② 「仮想通貨版セクション230が必要な理由」”Crypto’s Section 230: A Policy Platform for DAOs” by Nathan Schneider
イノベーションの未来は誰も予測できない。今求められているのは実験を繰り返して何がOKで何がダメかの選別をすること。ルール作りは後から始めるべきだ。インターネットの発展期である1996年、上記のようなイノベーションの精神を汲み取った法律が米国で作られた。「セクション230」と呼ばれている。これによりユーザーがネットに投稿するコンテンツの法的責任をネットサービス提供者が負わなくて良くなった。「インターネットを作った26文字の条文」と呼ばれる。仮想通貨にもセクション230的な存在が必要であり、実験対象となるのはコンテンツではなく、DAOの運営方法になるだろう。Nathan Schneiderが執筆。
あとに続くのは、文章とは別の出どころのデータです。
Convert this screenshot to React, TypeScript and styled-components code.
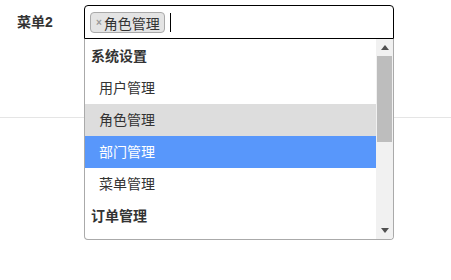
import React from "react";
import styled, { createGlobalStyle } from "styled-components";

const GlobalStyle = createGlobalStyle`
    html, body {
        margin: 0;
        background: #ffffff;
        font-family: "Liberation Sans", "Noto Sans CJK SC", sans-serif;
        color: #333333;
    }
`;

const Page = styled.div`
    min-height: 280px;
    background: #ffffff;
`;

const Section = styled.div`
    padding: 5px 0 78px;
    border-bottom: 1px solid #e5e5e5;
`;

const FormRow = styled.div`
    display: flex;
    align-items: flex-start;
`;

const Label = styled.label`
    box-sizing: border-box;
    width: 84px;
    padding-left: 17px;
    font-size: 14px;
    font-weight: bold;
    line-height: 34px;
    color: #333333;
`;

const Field = styled.div`
    position: relative;
    z-index: 2;
    width: 310px;
`;

const SelectBox = styled.div`
    box-sizing: border-box;
    height: 34px;
    border: 1px solid #000000;
    border-radius: 4px 4px 0 0;
    padding: 6px 5px 0;
    display: flex;
    align-items: flex-start;
`;

const Tag = styled.span`
    display: inline-flex;
    align-items: center;
    height: 21px;
    box-sizing: border-box;
    padding: 0 4px 0 5px;
    background: #e4e4e4;
    border: 1px solid #aaaaaa;
    border-radius: 4px;
    font-size: 14px;
    color: #333333;
`;

const TagRemove = styled.span`
    color: #999999;
    font-size: 10px;
    font-weight: bold;
    margin-right: 2px;
`;

const Caret = styled.span`
    width: 1px;
    height: 19px;
    margin: 1px 0 0 5px;
    background: #000000;
`;

const Dropdown = styled.div`
    position: absolute;
    top: 100%;
    left: 0;
    right: 0;
    box-sizing: border-box;
    height: 201px;
    border: 1px solid #aaaaaa;
    border-top: none;
    border-radius: 0 0 4px 4px;
    background: #ffffff;
    display: flex;
    overflow: hidden;
`;

const OptionList = styled.ul`
    flex: 1;
    margin: 0;
    padding: 1px 0 0;
    list-style: none;
    overflow: hidden;
`;

const Option = styled.li<{ $group?: boolean; $state?: "hover" | "active" }>`
    height: 32px;
    line-height: 32px;
    font-size: 14px;
    padding-left: ${(p) => (p.$group ? "6px" : "14px")};
    font-weight: ${(p) => (p.$group ? "bold" : "normal")};
    color: ${(p) => (p.$state === "active" ? "#ffffff" : "#333333")};
    background: ${(p) =>
        p.$state === "active" ? "#5897fb" : p.$state === "hover" ? "#dddddd" : "transparent"};
`;

const Scrollbar = styled.div`
    width: 17px;
    background: #f1f1f1;
    display: flex;
    flex-direction: column;
`;

const ScrollButton = styled.div`
    height: 17px;
    display: flex;
    align-items: center;
    justify-content: center;
`;

const Track = styled.div`
    flex: 1;
    padding: 0 1px 0 1px;
`;

const Thumb = styled.div`
    height: 86px;
    background: #bdbdbd;
`;

const Arrow: React.FC<{ down?: boolean }> = ({ down }) => (
    <svg width="8" height="5" viewBox="0 0 8 5">
        <path d={down ? "M0 0 L8 0 L4 5 Z" : "M0 5 L8 5 L4 0 Z"} fill="#505050" />
    </svg>
);

const options: { text: string; group?: boolean; state?: "hover" | "active" }[] = [
    { text: "系统设置", group: true },
    { text: "用户管理" },
    { text: "角色管理", state: "hover" },
    { text: "部门管理", state: "active" },
    { text: "菜单管理" },
    { text: "订单管理", group: true },
];

export default function App() {
    return (
        <Page>
            <GlobalStyle />
            <Section>
                <FormRow>
                    <Label>菜单2</Label>
                    <Field>
                        <SelectBox>
                            <Tag>
                                <TagRemove>×</TagRemove>角色管理
                            </Tag>
                            <Caret />
                        </SelectBox>
                        <Dropdown>
                            <OptionList>
                                {options.map((o) => (
                                    <Option key={o.text} $group={o.group} $state={o.state}>
                                        {o.text}
                                    </Option>
                                ))}
                            </OptionList>
                            <Scrollbar>
                                <ScrollButton>
                                    <Arrow />
                                </ScrollButton>
                                <Track>
                                    <Thumb />
                                </Track>
                                <ScrollButton>
                                    <Arrow down />
                                </ScrollButton>
                            </Scrollbar>
                        </Dropdown>
                    </Field>
                </FormRow>
            </Section>
        </Page>
    );
}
③「分散型ガバナンスにおける複数の投票制度」”Multiple Voting Systems In Decentralized Governance” by Stable Lab
現在、ほぼ全てのDAOが採用しているのが1トークン=1票の投票制度だ。これには多くの課題がある。投票疲れによる無関心から投票率が低下することや大量のトークンを持つクジラが権力を握る金権政治がその筆頭だ。全ての問題を解決する投票制度を発明するのは困難だが、投票の性質を見てケースバイケースで複数の投票制度を操れるようになるべきだろう。例えば、OptimismやElement Financeは、それぞれCitizens’ HouseやGovernance Steering Council (GSC)を創設または構想しており、参加条件を定めて1人=1票の投票制度を採用している。また、Element Financeは、自社のガバナンストークン以外のトークン(AaveやCOMPなど)に1票未満の投票権を与える仕組みを模索している。

④「投票前のリサーチにインセンティブを与える方法」”Encouraging informed participation in decentralized governance: the problem with slashing or majority rewards” by a16z
DAO投票の参加率を上げることは喫緊の課題だが、単に投票率を上げれば良いわけではない。その投票は”Informed”、つまり、ちゃんと考えて実行されたものでなければならない。何か金銭的なインセンティブをあげれば投票率は上がるだろう。しかし報酬を目当てに提案の中身を精査せずにボットを使って投票をする人が出てくることが考えられる。解決策の一つとして考えられるのは、多数派に投票する=Informedな投票とみなし、多数派に投票した人に報酬を与えることだ。しかし、多数派投票へのインセンティブは、最も最適な形で実施されたとしても、コストが高くなることが分かった。

⑤「DAOコミュニティ構築に必要な10のステップ」”10 steps to build your DAO community” by Aragon
その一、DAO設立の目的を明確にしよう。DAO設立自体が目的になってはならない。その二、「1週間でコアメンバー50人集める」など具体的な目標を決めよう。その三、権限管理をしっかりしよう。投稿や提案に関する権限や支払いルールなどの明確化は参加者を安心させる。その四、コミュニケーションツールを決めよう。その五、類似DAOのイベントに行ってリクルートをしよう。その六、最初のメンバ−100人はDAOのカルチャーを決める上で重要。慎重に選ぼう。その七、新メンバー向けにDAOのチュートリアル文書を書こう。その八、定期的なMTGやイベントの実施を決めよう。その九、DAOの活動状況を計測するため3−5つの主要指標を決めよう。その十、コミュニティマネジャーなどコミュニティーのリーダーを決めよう。